4. Slade Alive! (1972)

“If you’re a great live band that can’t sell records make a live one.  And that’s exactly what Slade did here.  I don’t give too many albums 5 stars and this is more of a 4 star by Slade’s standards however: a) This album rocks from start to finish b) The production on this album is a great example of how a live album should be recorded c) This is album that documents the birth of glam rock and the sounds that would influence countless metal band from there on in (weather they knew it or not) Crank it up!  They don’t rock like this no more!!!”

3. Slade In Flame (1974)

“Almost Slade’s swan-song so far as the UK album charts were concerned, “Slade in Flame” is a pretty good album soundtrack to a pretty good movie which when it was released sadly evidenced their fall from commercial grace. This is a pretty solid set of typical Slade boogie-fare, leavened by the two best songs they ever wrote, the singles “Far Far Away”, a rousing yet affecting traveller’s lament and especially the elegiac (honest) “How Does It Feel”, with its serious, thoughtful lyric and haunting piano motif deliberately reminiscent of the “…coming to take you away” fade to “Magical Mystery Tour”. Just a shame they didn’t build on these advances from here on but you’d settle for these two tunes in your catalogue any day of the week.”

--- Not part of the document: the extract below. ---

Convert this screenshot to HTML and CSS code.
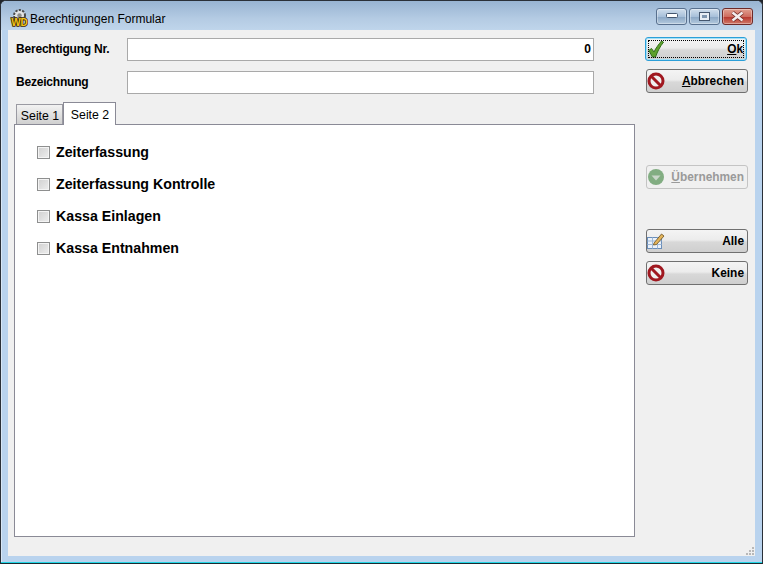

2. The Amazing Kamikaze Syndrome (1983)

“This album had a couple of major hits, namely “Run runaway” and “My oh my”, both of witch I had heard several times before, but never knew witch band it was. They are both way overplayed in my opinion, and becomes tracks worth skipping when I listen trough this record. They are not really bad, but as I have already mentioned, the longevity of these tracks are rather limited. The only thing about Slade (at least on this album) that goes somewhat against the mainstream, is the voice of singer Noddy Holder, as it is (at least some times) rather raw and mean. I mentioned Quiet Riot in the beginning of this review, and Noddy Holder sounds almost exactly the same as Kevin DuBrow from that band.”

1.Slayed? (1972)

” I have been listen to Slade, so I cannot give them low rating. Many of rockers have listen Aerosmith, so they would never rate them low. Slade are heroes of my generation, and it’s nothing for a shame. I remember how it sounded from my tape-recorder filled all around on a regular basis. Just Andy Slade not Andy Upit. It is silly to analyze Slayed, the music is simple while effective either. Love it or hate it. Wild and powerful stuff to make you happy and alive. I don’t care what are you thinking about this band and this output, but ‘Look at Last Nite’ and “Gudbuy Gudbye’ are the biggest songs for ages. Slade forever.”